The challenge with a bimodal distribution is identifying these modes clearly. In some instances, outliers or limited data can mislead the interpretation. Thus, visualizing the data through graphs is helpful, as it provides a clear picture of the distribution's shape. When describing a bimodal distribution, it is important to note that the two modes should not only be prominent but also relatively isolated from each other by a dip or valley.

A symmetric distribution is one where the left side of the distribution is a mirror image of the right side. This symmetry implies that statistics like the median and mean are situated at the center of the distribution. For instance, in a perfectly symmetric distribution, the right tail matches the left tail, displaying similar data variability on both sides.

Symmetric distributions are often easier to analyze because they have predictable characteristics. One common example of a symmetric distribution is the normal distribution, often referred to as a bell curve, where the highest frequency of occurrences lies at the center. However, not all symmetric distributions are normal distributions. The key element is that the data is balanced around a central point, regardless of the number of peaks present.

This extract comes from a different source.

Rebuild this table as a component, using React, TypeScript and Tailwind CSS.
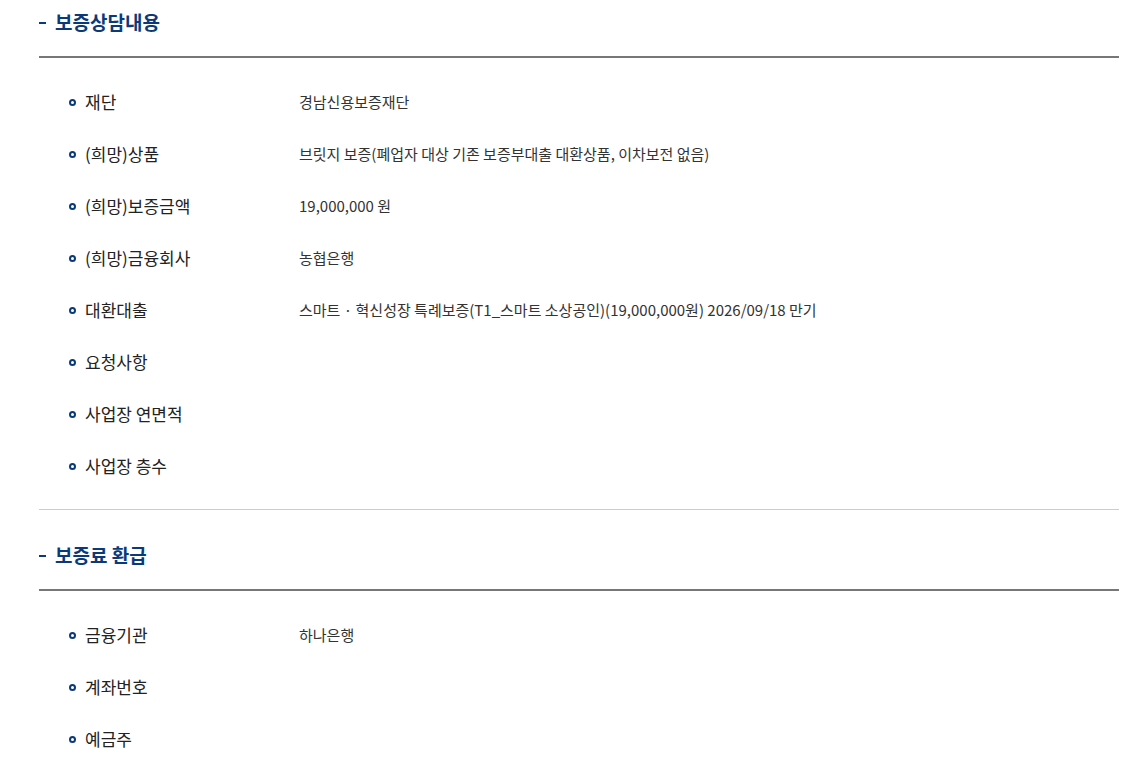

Probability density is a concept used to specify the likelihood of a continuous random variable assuming a particular value. Unlike discrete probability distributions, which describe the likelihood of distinct outcomes, probability densities apply to continuous data where outcomes lie on a continuum.

The probability density function (PDF) is crucial in calculating probabilities in a continuous context. For any given range of outcomes, the area under the curve of the PDF represents the probability of the variable falling within that range. Importantly, while the PDF itself can exceed a value of one, the total area under the curve is always equal to one. This ensures that some outcome in the continuous range is certain to occur. Probability density is visualized through density curves that signify higher likelihoods at their peaks and lower probabilities at their valleys or troughs.

Distribution curve sketching is a method used to visually represent the features of a given data distribution. The shape of the distribution curve provides critical insights into the data's behavior. To effectively sketch a distribution curve, identifying key characteristics such as symmetry, modality, and spread is essential.

When sketching, start by choosing a baseline, often the x-axis, which acts as the scale for your data range. Highlight the modes or peaks, and consider the overall shape—whether it's unimodal, bimodal, or multimodal. For distributions with symmetry, ensure that peaks are evenly spaced from the center. Connect these peaks smoothly so the area under the curve maintains the properties of the distribution, such as symmetry and total probability.

• Draw the baseline: usually a straight horizontal line.
• Sketch peaks: mark the local maxima where the data is most frequent.
• Ensure symmetry: if applicable, ensure the left and right sides are mirror images.
• Smooth connections: blending peaks with dips or valleys to form a continuous curve.

This approach not only helps in comprehension but also assists in communicating the underlying patterns present in the data.